«Stiamo arrivando», mi scrive Francesco in chat. E invia un selfie che lo ritrae insieme ai rifugiati in partenza per Roma dal Libano dove vivevano accampati a Tel Abbas, un piccolo campo profughi sorto spontaneamente come tanti altri in quella zona per accogliere chi scappa dalla guerra in Siria, distante solo qualche chilometri da lì. Provengono da diverse città siriane: Homs, Aleppo, Hama, Damasco e Tartous. E noi siamo lì, all’aeroporto di Fiumicino, ad aspettarli. Arrivano alle 7 del mattino, e per quattro ore sono in balìa dei controlli. «Ecco fatto, ora abbiamo dimostrato che i corridoi umanitari si possono fare. E anche senza spese per i governi» dice Francesco Piobbichi, che fa parte della missione di questo viaggio chiamato Mediterranean Hope, il primo corridoio umanitario d’Europa per «impedire lo sfruttamento ai trafficanti di uomini e concedere a persone in “condizioni di vulnerabilità” un ingresso legale con visto umanitario e la possibilità di presentare richiesta d’asilo», spiegano gli organizzatori. Il progetto pilota è stato realizzato grazie all’impegno e all’accordo tra il governo italiano (Farnesina e Viminale), la Comunità di Sant’Egidio, la federazione delle Chiese evangeliche (Fcei) e la Tavola Valdese. È previsto l’arrivo di mille rifugiati in due anni e non solo dal Libano, ma anche dal Marocco e dall’Etiopia.

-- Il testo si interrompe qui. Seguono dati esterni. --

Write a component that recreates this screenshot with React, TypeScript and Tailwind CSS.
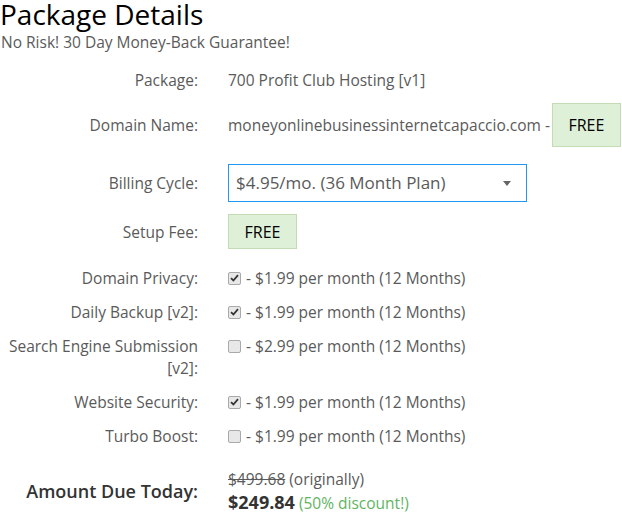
import React, { FC } from "react";

const font = { fontFamily: '"Open Sans", "Liberation Sans", sans-serif' };

const Check: FC<{ on?: boolean }> = ({ on }) => (
  <span className="inline-flex w-[13px] h-[13px] items-center justify-center rounded-[2px] border border-[#a9a9a9] bg-[#e8e8e8] mr-[5px] shrink-0">
    {on && (
      <svg width="9" height="8" viewBox="0 0 9 8">
        <path d="M1 4.2 L3.4 6.5 L8 1.2" fill="none" stroke="#333" strokeWidth="1.8" />
      </svg>
    )}
  </span>
);

const Row: FC<{ label: React.ReactNode; className?: string; children: React.ReactNode; align?: string }> = ({
  label,
  className,
  children,
  align,
}) => (
  <div className={`flex ${align ?? "items-center"} ${className ?? ""}`}>
    <div className="w-[198px] shrink-0 text-right leading-[22px]">{label}</div>
    <div className="ml-[30px] flex items-center leading-[22px]">{children}</div>
  </div>
);

const Addon: FC<{ on?: boolean; price: string }> = ({ on, price }) => (
  <span className="flex items-center">
    <Check on={on} />- {price} per month (12 Months)
  </span>
);

const Badge: FC<{ className?: string }> = ({ className }) => (
  <span
    className={`inline-flex w-[69px] items-center justify-center border border-[#c4dcb4] bg-[#dff0d8] text-black text-[16px] ${className ?? ""}`}
  >
    FREE
  </span>
);

const App: FC = () => {
  return (
    <div className="w-[622px] h-[516px] overflow-hidden bg-white text-[#5a5a5a] text-[15.5px]" style={font}>
      <h1 className="text-[28px] leading-[24px] text-black pt-[2px]">Package Details</h1>
      <p className="mt-[6px] pl-[1px] leading-[20px]">No Risk! 30 Day Money-Back Guarantee!</p>

      <Row label="Package:" className="mt-[17px]">
        700 Profit Club Hosting [v1]
      </Row>
      <Row label="Domain Name:" className="mt-[12px]">
        <span className="whitespace-nowrap">moneyonlinebusinessinternetcapaccio.com -</span>
        <Badge className="ml-[2px] h-[44px]" />
      </Row>
      <Row label="Billing Cycle:" className="mt-[17px]">
        <div className="flex h-[38px] w-[299px] items-center justify-between border border-[#2196f3] pl-[7px] pr-[15px] text-[17px]">
          <span>$4.95/mo. (36 Month Plan)</span>
          <svg width="8" height="5" viewBox="0 0 8 5">
            <path d="M0 0 H8 L4 5 Z" fill="#666" />
          </svg>
        </div>
      </Row>
      <Row label="Setup Fee:" className="mt-[12px]">
        <Badge className="h-[35px]" />
      </Row>
      <Row label="Domain Privacy:" className="mt-[18px]">
        <Addon on price="$1.99" />
      </Row>
      <Row label="Daily Backup [v2]:" className="mt-[12px]">
        <Addon on price="$1.99" />
      </Row>
      <Row label="Search Engine Submission [v2]:" className="mt-[12px]" align="items-start">
        <Addon price="$2.99" />
      </Row>
      <Row label="Website Security:" className="mt-[12px]">
        <Addon on price="$1.99" />
      </Row>
      <Row label="Turbo Boost:" className="mt-[12px]">
        <Addon price="$1.99" />
      </Row>
      <div className="flex items-center mt-[21px]">
        <div className="w-[198px] shrink-0 text-right text-[18px] font-semibold text-[#333]">Amount Due Today:</div>
        <div className="ml-[30px] flex flex-col">
          <span className="leading-[23px]">
            <span className="line-through">$499.68</span> (originally)
          </span>
          <span className="leading-[23px]">
            <span className="text-[18px] font-bold text-[#333]">$249.84</span>{" "}
            <span className="text-[#62b462]">(50% discount!)</span>
          </span>
        </div>
      </div>
    </div>
  );
};

export default App;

Il primo a entrare è avvolto in una bandiera della pace, tiene in braccio suo figlio, che non avrà più di 4 o 5 anni. È un attimo, e sono tutti dentro la sala allestita per la conferenza stampa. Si mischiano ai giornalisti, sono loro a prenderci le mani, per ringraziarci di essere qui. In Italia. Del milione e 200mila esuli siriani che vivono in Libano (su una popolazione libanese di 4 milioni), quelli arrivati ieri nel nostro Paese sono 93: ovvero 24 famiglie con 41 bambini che – in una manciata di secondi – ci circondano, scorrazzano per la sala bianca dell’aeroporto, tra agenti in divisa e reporter armati di ogni sorta di telecamera e macchina fotografica. Arrivano da diverse città siriane: Homs, Aleppo, Hama, Damasco e Tartous.
Tra di loro scorgiamo Mirvat, che ha 24 anni e viene da Aleppo. Parla perfettamente inglese e, avvolta nel suo cappotto blu e nella sua chioma bionda, in molti la scambiamo per un’operatrice. Poi c’è Badee’ah, che di anni ne ha 53 e chi stava con lei a Tel Abbas chiama “mamma”. È scappata da Homs con i suoi parenti, per un po’ di tempo è rimasta accampata in una baracca a Tripoli in Libano vicino alla frontiera siriana. Molti di quelli che sono qui devono a lei la pazienza di aver aspettato il volo per Roma, senza cedere alla disperazione e senza arrendersi a pagare un trafficante per imbarcarsi. Anche Diya arriva da Homs, che ormai è ridotta solo a un cumulo di macerie e per molti è solo una città fantasma. Diya è ancora un bambino e entra nella stanza dell’aeroporto avanzando fiero e sorridente sulle sue stampelle, quelle con le quali è costretto a camminare perché è rimasto ferito durante un’esplosione.
Tra la folla spunta anche qualche mazzo di fiori, molti parenti sono arrivati da tutta Europa per accogliere i loro cari. Come la nipote di Mariam, la più anziana del gruppo. Ha 71 anni e viene da Al Hasaka, nord della Siria, è scappata non appena è arrivato il Daesh ed è riuscita a raggiungere un campo profughi in Libano, qui a Fiumicino ad aspettrala c’è una sua nipote che adesso vive in Svezia.
«Non hanno solo viaggiato in sicurezza. Ma sono qui per avere un futuro», tiene a sottolineare Marco Impagliazzo. E adesso verranno ospitati in case e strutture di accoglienza di Emilia Romagna, Lazio, Toscana e Trentino.
«Welcome everybody», ha detto il ministro degli Esteri Paolo Gentiloni, presente alla conferenza stampa per rappresentare il governo. E si è augurato che questo sia un esempio che l’Europa deciderà di seguire. Ma un impegno esplicito da parte del governo non è arrivato. A fine conferenza, poco prima di andare via, un’operatrice comunica – in arabo – le imminenti destinazioni: Trento, Torino, Reggio Emilia, Firenze Aprilia, Roma. Sul pullman troveranno un pranzo al sacco. E una nuova vita, in Italia, che, per almeno questi 93, non ha significato dover attraversare l’inferno blu del Mediterraneo.